▶ _THE REQUEST_
Repeat each entry in full, exactly.

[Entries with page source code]
..........

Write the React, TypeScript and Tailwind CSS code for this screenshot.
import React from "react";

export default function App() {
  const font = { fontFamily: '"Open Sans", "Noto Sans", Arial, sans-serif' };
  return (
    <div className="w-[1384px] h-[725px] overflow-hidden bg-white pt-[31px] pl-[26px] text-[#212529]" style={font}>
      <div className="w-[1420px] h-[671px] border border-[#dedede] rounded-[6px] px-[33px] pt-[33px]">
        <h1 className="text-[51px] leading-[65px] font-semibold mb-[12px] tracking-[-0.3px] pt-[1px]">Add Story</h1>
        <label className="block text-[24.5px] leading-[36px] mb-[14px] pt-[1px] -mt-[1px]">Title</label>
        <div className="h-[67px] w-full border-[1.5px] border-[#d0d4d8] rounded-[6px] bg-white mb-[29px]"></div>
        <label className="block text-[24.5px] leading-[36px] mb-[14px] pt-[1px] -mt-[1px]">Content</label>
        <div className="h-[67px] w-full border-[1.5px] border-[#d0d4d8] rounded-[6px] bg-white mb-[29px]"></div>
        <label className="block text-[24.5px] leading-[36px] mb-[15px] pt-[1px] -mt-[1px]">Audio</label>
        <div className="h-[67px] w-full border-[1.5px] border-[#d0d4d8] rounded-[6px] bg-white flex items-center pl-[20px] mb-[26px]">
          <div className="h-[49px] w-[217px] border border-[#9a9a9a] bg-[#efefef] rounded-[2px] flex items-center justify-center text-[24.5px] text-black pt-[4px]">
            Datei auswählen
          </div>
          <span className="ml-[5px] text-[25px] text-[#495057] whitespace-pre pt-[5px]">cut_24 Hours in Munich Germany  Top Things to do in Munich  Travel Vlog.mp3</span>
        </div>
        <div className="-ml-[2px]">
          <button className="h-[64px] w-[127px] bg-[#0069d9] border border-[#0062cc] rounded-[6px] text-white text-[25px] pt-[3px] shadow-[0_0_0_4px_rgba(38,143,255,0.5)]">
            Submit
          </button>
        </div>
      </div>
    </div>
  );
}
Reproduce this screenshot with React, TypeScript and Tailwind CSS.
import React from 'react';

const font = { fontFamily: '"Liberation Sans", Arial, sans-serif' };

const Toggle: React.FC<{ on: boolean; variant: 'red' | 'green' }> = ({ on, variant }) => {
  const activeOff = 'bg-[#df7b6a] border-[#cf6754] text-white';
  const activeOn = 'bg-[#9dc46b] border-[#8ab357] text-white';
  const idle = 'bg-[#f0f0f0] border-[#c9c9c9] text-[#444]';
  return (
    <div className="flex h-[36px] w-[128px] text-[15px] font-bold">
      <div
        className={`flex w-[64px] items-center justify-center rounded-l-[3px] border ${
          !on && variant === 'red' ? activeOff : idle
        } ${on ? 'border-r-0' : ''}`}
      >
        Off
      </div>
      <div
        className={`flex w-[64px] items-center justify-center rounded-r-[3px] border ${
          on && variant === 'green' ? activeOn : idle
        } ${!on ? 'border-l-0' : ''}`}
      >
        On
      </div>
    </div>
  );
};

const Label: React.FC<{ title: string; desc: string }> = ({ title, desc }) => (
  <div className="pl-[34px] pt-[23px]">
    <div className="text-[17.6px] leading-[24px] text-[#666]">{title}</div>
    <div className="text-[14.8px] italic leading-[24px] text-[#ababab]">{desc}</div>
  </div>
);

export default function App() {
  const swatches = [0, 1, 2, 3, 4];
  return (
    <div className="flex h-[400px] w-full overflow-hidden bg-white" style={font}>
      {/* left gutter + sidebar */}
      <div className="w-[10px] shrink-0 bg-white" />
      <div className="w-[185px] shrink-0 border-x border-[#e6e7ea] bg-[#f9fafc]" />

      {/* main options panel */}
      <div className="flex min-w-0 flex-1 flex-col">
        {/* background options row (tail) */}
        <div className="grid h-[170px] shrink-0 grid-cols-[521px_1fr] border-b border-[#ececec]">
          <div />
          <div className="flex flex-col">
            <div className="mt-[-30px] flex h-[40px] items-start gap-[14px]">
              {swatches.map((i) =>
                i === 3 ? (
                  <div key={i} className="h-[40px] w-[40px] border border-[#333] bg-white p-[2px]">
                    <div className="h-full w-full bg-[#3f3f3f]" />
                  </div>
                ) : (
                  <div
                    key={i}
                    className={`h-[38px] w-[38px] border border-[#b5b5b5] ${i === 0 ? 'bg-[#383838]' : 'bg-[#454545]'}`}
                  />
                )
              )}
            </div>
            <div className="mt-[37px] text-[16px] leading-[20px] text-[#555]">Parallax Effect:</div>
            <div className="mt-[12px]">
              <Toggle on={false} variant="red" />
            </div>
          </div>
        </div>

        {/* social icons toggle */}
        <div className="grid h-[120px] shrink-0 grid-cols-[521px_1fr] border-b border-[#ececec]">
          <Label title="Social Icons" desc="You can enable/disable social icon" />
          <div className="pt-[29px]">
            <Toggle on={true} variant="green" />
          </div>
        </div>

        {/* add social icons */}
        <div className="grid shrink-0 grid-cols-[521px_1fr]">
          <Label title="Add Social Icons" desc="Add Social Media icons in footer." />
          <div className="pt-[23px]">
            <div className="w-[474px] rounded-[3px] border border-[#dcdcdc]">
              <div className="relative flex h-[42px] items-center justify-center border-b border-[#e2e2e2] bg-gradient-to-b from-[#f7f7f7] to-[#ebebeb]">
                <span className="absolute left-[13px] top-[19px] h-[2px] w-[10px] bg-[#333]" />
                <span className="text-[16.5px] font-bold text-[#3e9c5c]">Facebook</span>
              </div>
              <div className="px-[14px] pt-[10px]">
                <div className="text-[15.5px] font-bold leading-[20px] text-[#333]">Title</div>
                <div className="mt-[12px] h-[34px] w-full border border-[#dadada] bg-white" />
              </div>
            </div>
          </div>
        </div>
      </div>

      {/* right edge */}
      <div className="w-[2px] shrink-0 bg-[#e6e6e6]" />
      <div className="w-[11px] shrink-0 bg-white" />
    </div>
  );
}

..........

▶ _RESULT BELOW_
Write the React, TypeScript and Tailwind CSS code for this screenshot.
import React from "react";

export default function App() {
  const font = { fontFamily: '"Open Sans", "Noto Sans", Arial, sans-serif' };
  return (
    <div className="w-[1384px] h-[725px] overflow-hidden bg-white pt-[31px] pl-[26px] text-[#212529]" style={font}>
      <div className="w-[1420px] h-[671px] border border-[#dedede] rounded-[6px] px-[33px] pt-[33px]">
        <h1 className="text-[51px] leading-[65px] font-semibold mb-[12px] tracking-[-0.3px] pt-[1px]">Add Story</h1>
        <label className="block text-[24.5px] leading-[36px] mb-[14px] pt-[1px] -mt-[1px]">Title</label>
        <div className="h-[67px] w-full border-[1.5px] border-[#d0d4d8] rounded-[6px] bg-white mb-[29px]"></div>
        <label className="block text-[24.5px] leading-[36px] mb-[14px] pt-[1px] -mt-[1px]">Content</label>
        <div className="h-[67px] w-full border-[1.5px] border-[#d0d4d8] rounded-[6px] bg-white mb-[29px]"></div>
        <label className="block text-[24.5px] leading-[36px] mb-[15px] pt-[1px] -mt-[1px]">Audio</label>
        <div className="h-[67px] w-full border-[1.5px] border-[#d0d4d8] rounded-[6px] bg-white flex items-center pl-[20px] mb-[26px]">
          <div className="h-[49px] w-[217px] border border-[#9a9a9a] bg-[#efefef] rounded-[2px] flex items-center justify-center text-[24.5px] text-black pt-[4px]">
            Datei auswählen
          </div>
          <span className="ml-[5px] text-[25px] text-[#495057] whitespace-pre pt-[5px]">cut_24 Hours in Munich Germany  Top Things to do in Munich  Travel Vlog.mp3</span>
        </div>
        <div className="-ml-[2px]">
          <button className="h-[64px] w-[127px] bg-[#0069d9] border border-[#0062cc] rounded-[6px] text-white text-[25px] pt-[3px] shadow-[0_0_0_4px_rgba(38,143,255,0.5)]">
            Submit
          </button>
        </div>
      </div>
    </div>
  );
}
Reproduce this screenshot with React, TypeScript and Tailwind CSS.
import React from 'react';

const font = { fontFamily: '"Liberation Sans", Arial, sans-serif' };

const Toggle: React.FC<{ on: boolean; variant: 'red' | 'green' }> = ({ on, variant }) => {
  const activeOff = 'bg-[#df7b6a] border-[#cf6754] text-white';
  const activeOn = 'bg-[#9dc46b] border-[#8ab357] text-white';
  const idle = 'bg-[#f0f0f0] border-[#c9c9c9] text-[#444]';
  return (
    <div className="flex h-[36px] w-[128px] text-[15px] font-bold">
      <div
        className={`flex w-[64px] items-center justify-center rounded-l-[3px] border ${
          !on && variant === 'red' ? activeOff : idle
        } ${on ? 'border-r-0' : ''}`}
      >
        Off
      </div>
      <div
        className={`flex w-[64px] items-center justify-center rounded-r-[3px] border ${
          on && variant === 'green' ? activeOn : idle
        } ${!on ? 'border-l-0' : ''}`}
      >
        On
      </div>
    </div>
  );
};

const Label: React.FC<{ title: string; desc: string }> = ({ title, desc }) => (
  <div className="pl-[34px] pt-[23px]">
    <div className="text-[17.6px] leading-[24px] text-[#666]">{title}</div>
    <div className="text-[14.8px] italic leading-[24px] text-[#ababab]">{desc}</div>
  </div>
);

export default function App() {
  const swatches = [0, 1, 2, 3, 4];
  return (
    <div className="flex h-[400px] w-full overflow-hidden bg-white" style={font}>
      {/* left gutter + sidebar */}
      <div className="w-[10px] shrink-0 bg-white" />
      <div className="w-[185px] shrink-0 border-x border-[#e6e7ea] bg-[#f9fafc]" />

      {/* main options panel */}
      <div className="flex min-w-0 flex-1 flex-col">
        {/* background options row (tail) */}
        <div className="grid h-[170px] shrink-0 grid-cols-[521px_1fr] border-b border-[#ececec]">
          <div />
          <div className="flex flex-col">
            <div className="mt-[-30px] flex h-[40px] items-start gap-[14px]">
              {swatches.map((i) =>
                i === 3 ? (
                  <div key={i} className="h-[40px] w-[40px] border border-[#333] bg-white p-[2px]">
                    <div className="h-full w-full bg-[#3f3f3f]" />
                  </div>
                ) : (
                  <div
                    key={i}
                    className={`h-[38px] w-[38px] border border-[#b5b5b5] ${i === 0 ? 'bg-[#383838]' : 'bg-[#454545]'}`}
                  />
                )
              )}
            </div>
            <div className="mt-[37px] text-[16px] leading-[20px] text-[#555]">Parallax Effect:</div>
            <div className="mt-[12px]">
              <Toggle on={false} variant="red" />
            </div>
          </div>
        </div>

        {/* social icons toggle */}
        <div className="grid h-[120px] shrink-0 grid-cols-[521px_1fr] border-b border-[#ececec]">
          <Label title="Social Icons" desc="You can enable/disable social icon" />
          <div className="pt-[29px]">
            <Toggle on={true} variant="green" />
          </div>
        </div>

        {/* add social icons */}
        <div className="grid shrink-0 grid-cols-[521px_1fr]">
          <Label title="Add Social Icons" desc="Add Social Media icons in footer." />
          <div className="pt-[23px]">
            <div className="w-[474px] rounded-[3px] border border-[#dcdcdc]">
              <div className="relative flex h-[42px] items-center justify-center border-b border-[#e2e2e2] bg-gradient-to-b from-[#f7f7f7] to-[#ebebeb]">
                <span className="absolute left-[13px] top-[19px] h-[2px] w-[10px] bg-[#333]" />
                <span className="text-[16.5px] font-bold text-[#3e9c5c]">Facebook</span>
              </div>
              <div className="px-[14px] pt-[10px]">
                <div className="text-[15.5px] font-bold leading-[20px] text-[#333]">Title</div>
                <div className="mt-[12px] h-[34px] w-full border border-[#dadada] bg-white" />
              </div>
            </div>
          </div>
        </div>
      </div>

      {/* right edge */}
      <div className="w-[2px] shrink-0 bg-[#e6e6e6]" />
      <div className="w-[11px] shrink-0 bg-white" />
    </div>
  );
}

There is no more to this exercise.